Test Drive: Instagram-ish apps for Android

By on February 17, 2012

It’s hard out here for an Android user.

All your friends with Apple products just go on and on about the eleventy-billion apps in their freaking store (425,000, to be precise). Am I using Flipboard? No! Did I download that awesome Nike women training app? No! But the bane of my existence has been Instagram, which might as well be the little app that could. Everyone loves this app that makes all your photos look cool and interesting – even if you’re just shooting a cup on a table. And they even have an e-card maker called Lovestagram, created by Kaitlyn Trigger, who (fun fact) is dating Instagram co-founder Mike Krieger.

It’s so cool! But guess what? No Instagram for Android. I’m starting to feel like the Jan Brady of the tech world. “Apple, Apple, Apple!”

Luckily, the Android market provided solutions, both from big-name brands like Picasa and Flickr, and from smaller developers. I chose to look at five free applications from small development houses: PicSay, BeFunky, Photo Art, Photo Effects and Pixlr-o-matic. I then took a very boring, everyday shot of a bus stop.

PicSay is a highly promoted option, but a kind of boring one. The free version allows for about six effects (most with color, like “sepia” or “invert”) and for captions and stickers. I did a distortion and added a Droid to my random bus stand photo, but nothing made me want to continue using the software.

Photo Art
had a gorgeous-looking opening page, but fell short in the effects department. All of the options dramatically reduced the quality of the photo, and that took all the joy out of experimenting with the various filters and abilities.

Photo Effects
offered slightly better quality than the other apps tested.

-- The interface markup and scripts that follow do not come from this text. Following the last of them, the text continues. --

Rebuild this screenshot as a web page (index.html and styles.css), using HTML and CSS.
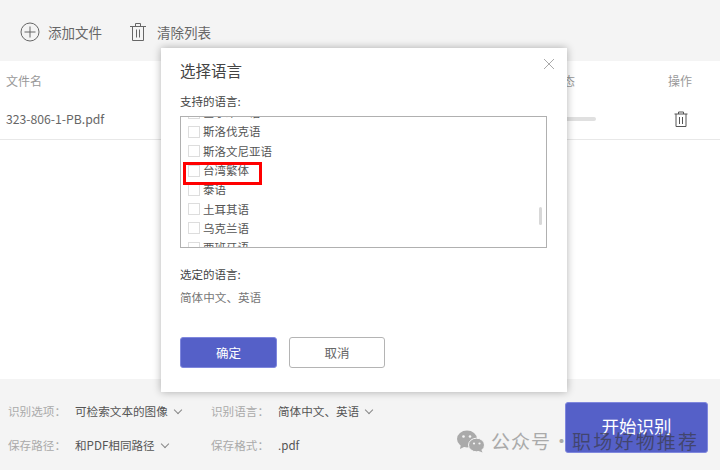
FILE: index.html
```html
<!DOCTYPE html>
<html>
<head>
<meta charset="utf-8" />
<title>选择语言</title>
<link rel="stylesheet" href="styles.css">
</head>
<body>

<div class="app">
	<div class="toolbar">
		<div class="tool">
			<svg width="20" height="20" viewBox="0 0 20 20" fill="none" stroke="#666"><circle cx="10" cy="10" r="9"/><path d="M10 4.500v11M4.500 10h11"/></svg>
			<span>添加文件</span>
		</div>
		<div class="tool tool-clear">
			<svg width="16" height="18" viewBox="0 0 16 18" fill="none" stroke="#666"><path d="M0 3.500h16M5.500 3.500V.5h5v3M2.500 3.500v14h11v-14M6.500 6.500v8M9.500 6.500v8"/></svg>
			<span>清除列表</span>
		</div>
	</div>

	<div class="files">
		<div class="file-head">
			<span>文件名</span>
			<span class="head-state">状态</span>
			<span class="head-action">操作</span>
		</div>
		<div class="file-row">
			<span class="file-name">323-806-1-PB.pdf</span>
			<div class="progress"></div>
			<svg class="row-trash" width="14" height="16" viewBox="0 0 14 16" fill="none" stroke="#555"><path d="M.5 3h13M4.500 3V1h5v2M2 3v12.500h10V3M5.500 6v7M8.500 6v7"/></svg>
		</div>
	</div>

	<div class="options">
		<div class="option-lines">
			<div class="option-line">
				<span class="label">识别选项：</span>
				<span class="value value-a">可检索文本的图像<i class="arrow"></i></span>
				<span class="label">识别语言：</span>
				<span class="value">简体中文、英语<i class="arrow"></i></span>
			</div>
			<div class="option-line">
				<span class="label">保存路径：</span>
				<span class="value value-a">和PDF相同路径<i class="arrow"></i></span>
				<span class="label">保存格式：</span>
				<span class="value">.pdf</span>
			</div>
		</div>
		<button class="start">开始识别</button>
	</div>
</div>

<div class="dialog">
	<svg class="close" width="10" height="10" viewBox="0 0 10 10" fill="none" stroke="#aaa"><path d="M0 0l10 10M10 0L0 10"/></svg>
	<h2>选择语言</h2>
	<p class="dlg-label">支持的语言:</p>
	<div class="lang-box">
		<ul class="lang-list">
			<li><i></i>塞尔维亚语</li>
			<li><i></i>斯洛伐克语</li>
			<li><i></i>斯洛文尼亚语</li>
			<li><i></i>台湾繁体</li>
			<li><i></i>泰语</li>
			<li><i></i>土耳其语</li>
			<li><i></i>乌克兰语</li>
			<li><i></i>西班牙语</li>
		</ul>
		<div class="thumb"></div>
	</div>
	<p class="dlg-label chosen-label">选定的语言:</p>
	<p class="chosen">简体中文、英语</p>
	<div class="dlg-btns">
		<button class="ok">确定</button>
		<button class="cancel">取消</button>
	</div>
</div>

<div class="mark"></div>

<div class="wm">
	<svg width="28" height="23" viewBox="0 0 28 23" fill="#aaa"><ellipse cx="10" cy="9" rx="10" ry="8.500"/><path d="M4 14l-1 5 6-3z"/><ellipse cx="19.500" cy="15" rx="8" ry="6.800" stroke="#f4f4f4"/><path d="M24 19l1.500 3.500-5-2z"/><circle cx="6.500" cy="6.500" r="1.300" fill="#f4f4f4"/><circle cx="13" cy="6.500" r="1.300" fill="#f4f4f4"/><circle cx="17" cy="13.500" r="1.100" fill="#f4f4f4"/><circle cx="22.500" cy="13.500" r="1.100" fill="#f4f4f4"/></svg>
	<span class="wm-gray">公众号</span>
	<span class="wm-dot">·</span>
	<span class="wm-dark">职场好物推荐</span>
</div>

</body>
</html>
```

FILE: styles.css
```css
/*reset*/
* { padding: 0; margin: 0; box-sizing: border-box; }
html, body { width: 720px; height: 470px; overflow: hidden; }
body { font-family: "Noto Sans CJK SC", "Noto Sans", sans-serif; font-size: 11.6px; color: #666; background: #fff; }
li { list-style: none; }
button { font-family: inherit; cursor: pointer; }

/*app*/
.app { display: flex; flex-direction: column; height: 470px; }

.toolbar { height: 61px; background: #f4f4f4; display: flex; align-items: center; padding: 3px 0 0 20px; }
.tool { display: flex; align-items: center; gap: 8px; font-size: 13.5px; line-height: 20px; color: #666; }
.tool-clear { margin-left: 28px; gap: 11px; }

.files { flex: 1; }
.file-head { display: flex; height: 38px; padding: 0 28px 0 6px; align-items: center; justify-content: space-between; color: #999; font-size: 12px; }
.head-state { margin-left: auto; width: 117px; }
.file-row { display: flex; height: 41px; padding: 0 32px 0 6px; align-items: center; border-bottom: 1px solid #e8e8e8; font-size: 12.2px; }
.file-name { color: #666; }
.progress { width: 100px; height: 4px; margin-left: auto; margin-right: 78px; border-radius: 2px; background: #e0e0e0; }
.row-trash { flex: none; }

.options { height: 91px; background: #f4f4f4; display: flex; align-items: flex-start; justify-content: space-between; padding: 15px 12px 0 8px; }
.option-line { display: flex; height: 34px; align-items: center; }
.label { width: 67px; color: #aaa; }
.value { color: #555; }
.value-a { width: 136px; }
.arrow { display: inline-block; width: 6px; height: 6px; margin: 0 0 3px 7px; border-right: 1px solid #888; border-bottom: 1px solid #888; transform: rotate(45deg); }
.start { width: 143px; height: 51px; margin-top: 8px; padding-bottom: 4px; border: 1px solid #7f87dd; border-radius: 3px; background: #5560c8; color: #fff; font-size: 17.5px; }

/*dialog*/
.dialog { position: absolute; left: 161px; top: 48px; width: 406px; height: 344px; padding: 11px 20px 0 19px; background: #fff; box-shadow: 0 0 8px rgba(0, 0, 0, .3); }
.dialog h2 { font-size: 15.5px; font-weight: 400; line-height: 22px; color: #444; }
.close { position: absolute; right: 13px; top: 11px; }
.dlg-label { margin-top: 11px; line-height: 18px; font-size: 11.5px; color: #444; }
.lang-box { position: relative; height: 132px; margin-top: 6px; border: 1px solid #b0b0b0; overflow: hidden; }
.lang-list { margin-top: -14px; }
.lang-list li { display: flex; align-items: center; height: 19.300px; padding-left: 7px; font-size: 11.5px; color: #555; line-height: 19px; }
.lang-list i { width: 12px; height: 12px; margin-right: 3px; border: 1px solid #ddd; background: #fff; }
.thumb { position: absolute; right: 4px; top: 90px; width: 3px; height: 18px; border-radius: 2px; background: #d8d8d8; }
.chosen-label { margin-top: 17px; }
.chosen { margin-top: 5px; line-height: 18px; color: #777; }
.dlg-btns { display: flex; gap: 12px; margin-top: 31px; }
.dlg-btns button { width: 97px; height: 31px; border-radius: 3px; font-size: 12.5px; }
.ok { border: 1px solid #7f87dd; background: #5560c8; color: #fff; }
.dlg-btns .cancel { width: 96px; border: 1px solid #b4b4b4; background: #fff; color: #666; }

/*red mark over the list*/
.mark { position: absolute; left: 183px; top: 162px; width: 79px; height: 23px; border: 3px solid #f00; }

/*watermark*/
.wm { position: absolute; left: 457px; top: 429px; display: flex; align-items: center; font-size: 19px; letter-spacing: 1px; line-height: 24px; white-space: nowrap; }
.wm-gray { margin-left: 6px; color: #aaa; }
.wm-dot { margin-left: 1px; color: #aaa; }
.wm-dark { margin-left: 0; color: rgba(60, 60, 80, .75); letter-spacing: 2.200px; }
```
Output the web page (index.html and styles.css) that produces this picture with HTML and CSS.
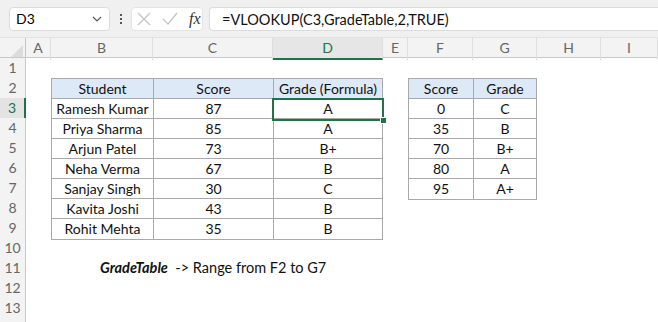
FILE: index.html
```html
<!DOCTYPE html>
<html lang="en">
<head>
	<meta charset="UTF-8">
	<title>VLOOKUP grades</title>
	<link rel="stylesheet" href="styles.css">
</head>
<body>
	<div class="bar">
		<div class="namebox">
			<span>D3</span>
			<svg width="10" height="6" viewBox="0 0 10 6"><path d="M1 1 L5 5 L9 1" fill="none" stroke="#555" stroke-width="1.2"/></svg>
		</div>
		<div class="dots"><i></i><i></i><i></i></div>
		<div class="fxbtns">
			<svg width="14" height="14" viewBox="0 0 14 14"><path d="M1 1 L13 13 M13 1 L1 13" stroke="#c4c4c4" stroke-width="1.2"/></svg>
			<svg width="16" height="14" viewBox="0 0 16 14"><path d="M1 7 L6 12 L15 1" fill="none" stroke="#c4c4c4" stroke-width="1.2"/></svg>
			<span class="fx">fx</span>
		</div>
		<div class="formula">=VLOOKUP(C3,GradeTable,2,TRUE)</div>
	</div>

	<div class="sheet">
		<div class="row head">
			<div class="corner"><svg width="12" height="12" viewBox="0 0 12 12"><path d="M12 0 L12 12 L0 12 Z" fill="#dcdcdc"/></svg></div>
			<div class="ch">A</div><div class="ch">B</div><div class="ch">C</div><div class="ch sel">D</div><div class="ch">E</div><div class="ch">F</div><div class="ch">G</div><div class="ch">H</div><div class="ch">I</div>
		</div>
		<div class="row">
			<div class="rh">1</div>
		</div>
		<div class="row">
			<div class="rh">2</div><div></div><div class="t th">Student</div><div class="t th">Score</div><div class="t th end">Grade (Formula)</div><div></div><div class="t th">Score</div><div class="t th end">Grade</div><div></div><div></div>
		</div>
		<div class="row">
			<div class="rh rsel">3</div><div></div><div class="t">Ramesh Kumar</div><div class="t">87</div><div class="t end active">A<span class="handle"></span></div><div></div><div class="t">0</div><div class="t end">C</div><div></div><div></div>
		</div>
		<div class="row">
			<div class="rh">4</div><div></div><div class="t">Priya Sharma</div><div class="t">85</div><div class="t end">A</div><div></div><div class="t">35</div><div class="t end">B</div><div></div><div></div>
		</div>
		<div class="row">
			<div class="rh">5</div><div></div><div class="t">Arjun Patel</div><div class="t">73</div><div class="t end">B+</div><div></div><div class="t">70</div><div class="t end">B+</div><div></div><div></div>
		</div>
		<div class="row">
			<div class="rh">6</div><div></div><div class="t">Neha Verma</div><div class="t">67</div><div class="t end">B</div><div></div><div class="t">80</div><div class="t end">A</div><div></div><div></div>
		</div>
		<div class="row">
			<div class="rh">7</div><div></div><div class="t">Sanjay Singh</div><div class="t">30</div><div class="t end">C</div><div></div><div class="t bottom">95</div><div class="t end bottom">A+</div><div></div><div></div>
		</div>
		<div class="row">
			<div class="rh">8</div><div></div><div class="t">Kavita Joshi</div><div class="t">43</div><div class="t end">B</div><div></div><div></div><div></div><div></div><div></div>
		</div>
		<div class="row">
			<div class="rh">9</div><div></div><div class="t bottom">Rohit Mehta</div><div class="t bottom">35</div><div class="t end bottom">B</div><div></div><div></div><div></div><div></div><div></div>
		</div>
		<div class="row">
			<div class="rh">10</div>
		</div>
		<div class="row">
			<div class="rh">11</div><div></div><div class="note"><b>GradeTable</b>&nbsp; -&gt; Range from F2 to G7</div>
		</div>
		<div class="row">
			<div class="rh">12</div>
		</div>
		<div class="row">
			<div class="rh">13</div>
		</div>
		<div class="row">
			<div class="rh"></div>
		</div>
	</div>
</body>
</html>
```

FILE: styles.css
```css
body{
	margin: 0;
	font-family: Lato, "Liberation Sans", sans-serif;
	background: white;
	overflow: hidden;
}
.bar{
	display: flex;
	align-items: center;
	height: 38px;
	padding: 0 0 0 9px;
	background: #f0f0f0;
	box-sizing: border-box;
	border-bottom: 1px solid #e2e2e2;
}
.namebox{
	display: flex;
	align-items: center;
	justify-content: space-between;
	width: 101px;
	height: 24px;
	padding: 0 7px 0 6px;
	box-sizing: border-box;
	background: white;
	border: solid 1px #dcdcdc;
	border-radius: 4px;
	font-size: 14px;
}
.dots{
	display: flex;
	flex-direction: column;
	gap: 2px;
	margin: 0 9px 0 10px;
}
.dots i{
	display: block;
	width: 2px;
	height: 2px;
	background: #555;
}
.fxbtns{
	display: flex;
	align-items: center;
	gap: 11px;
	width: 72px;
	height: 24px;
	padding-left: 5px;
	box-sizing: border-box;
	background: white;
	border: solid 1px #e4e4e4;
	border-radius: 4px;
}
.fx{
	font-family: "Liberation Serif", serif;
	font-style: italic;
	font-size: 16px;
	color: #333;
}
.formula{
	flex: 1;
	height: 24px;
	margin-left: 6px;
	padding-left: 12px;
	box-sizing: border-box;
	line-height: 23px;
	background: white;
	border: solid 1px #dcdcdc;
	border-right: none;
	border-radius: 4px 0 0 4px;
	font-size: 14.5px;
	color: #111;
}
.row{
	display: grid;
	grid-template-columns: 26px 25px 102px 120px 110px 25px 65px 64px 64px 57px;
	height: 20px;
}
.row > div{
	box-sizing: border-box;
	font-size: 14px;
	line-height: 20px;
	text-align: center;
	white-space: nowrap;
}
.head{
	background: #f3f3f3;
	border-bottom: 1px solid #c8c8c8;
	box-sizing: border-box;
}
.head .ch{
	border-right: 1px solid #dedede;
	color: #666;
}
.head .sel{
	background: #e6e6e6;
	color: #217346;
	border-bottom: 2px solid #217346;
}
.corner{
	display: flex;
	align-items: flex-end;
	justify-content: flex-end;
	padding: 0 2px 3px 0;
	border-right: 1px solid #c8c8c8;
}
.rh{
	background: #f3f3f3;
	border-right: 1px solid #c8c8c8;
	border-bottom: 1px solid #e0e0e0;
	color: #666;
}
.rh.rsel{
	background: #e3e3e3;
	color: #217346;
	border-right: 2px solid #217346;
}
.t{
	border-left: 1px solid #a9a9a9;
	border-top: 1px solid #a9a9a9;
	color: #111;
}
.t.end{
	border-right: 1px solid #a9a9a9;
}
.t.bottom{
	border-bottom: 1px solid #a9a9a9;
}
.th{
	background: #dde9f7;
}
.active{
	position: relative;
}
.active::after{
	content: "";
	position: absolute;
	left: -2px;
	top: -1px;
	right: -2px;
	bottom: -2px;
	border: 2px solid #217346;
}
.handle{
	position: absolute;
	right: -5px;
	bottom: -5px;
	width: 5px;
	height: 5px;
	background: #217346;
	border: 1px solid white;
	z-index: 1;
}
.note{
	grid-column: 3 / 9;
	text-align: left !important;
	padding-left: 49px;
	font-size: 14.5px !important;
	color: #111;
}
.note b{
	font-style: italic;
}
```
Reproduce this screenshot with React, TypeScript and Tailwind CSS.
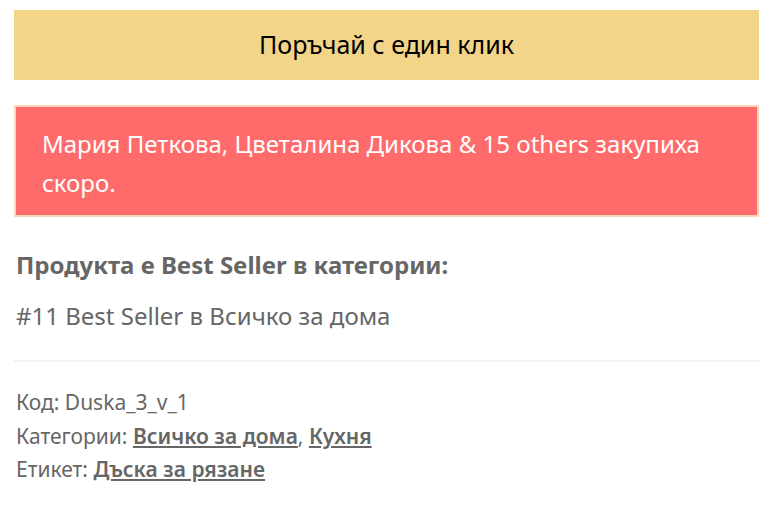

The images were consistently sharp and clear through the filters. However, the only options are filters — and to get more than the initial handful, you have to upgrade to pro or download a bunch of other apps by the development company.

Pixlr-o-matic also had a pretty interface and options for filters, editing, and frames. It had the smoothest navigation, but naming the filter effects after people (i.e., a blue filter was called “Josh”) made them hard to remember.

The app closest to Instagram is called BeFunky, with a cute interface and very similar navigation, and about a dozen filter effects, with the promise of more after upgrading to a pro account. It was also fast and easy to take a perfectly mundane photo and make it look fairly cool. The only downside is sharing the photo — BeFunky limits the share to Flickr, your phone’s gallery, BeFunky’s database or Facebook. Once it is in the gallery, it can be shared additional ways, but the extra step is annoying.

So which of the apps was the winner? It really depends on use. While I really liked BeFunky, the limited sharing was a bit too hard to take, so my personal favorite is Pixlr-o-matic. But considering Instagram has confirmed that it’s working on an Android version (and recent rumors say it is close to completion), I will soon be able to test drive the real thing.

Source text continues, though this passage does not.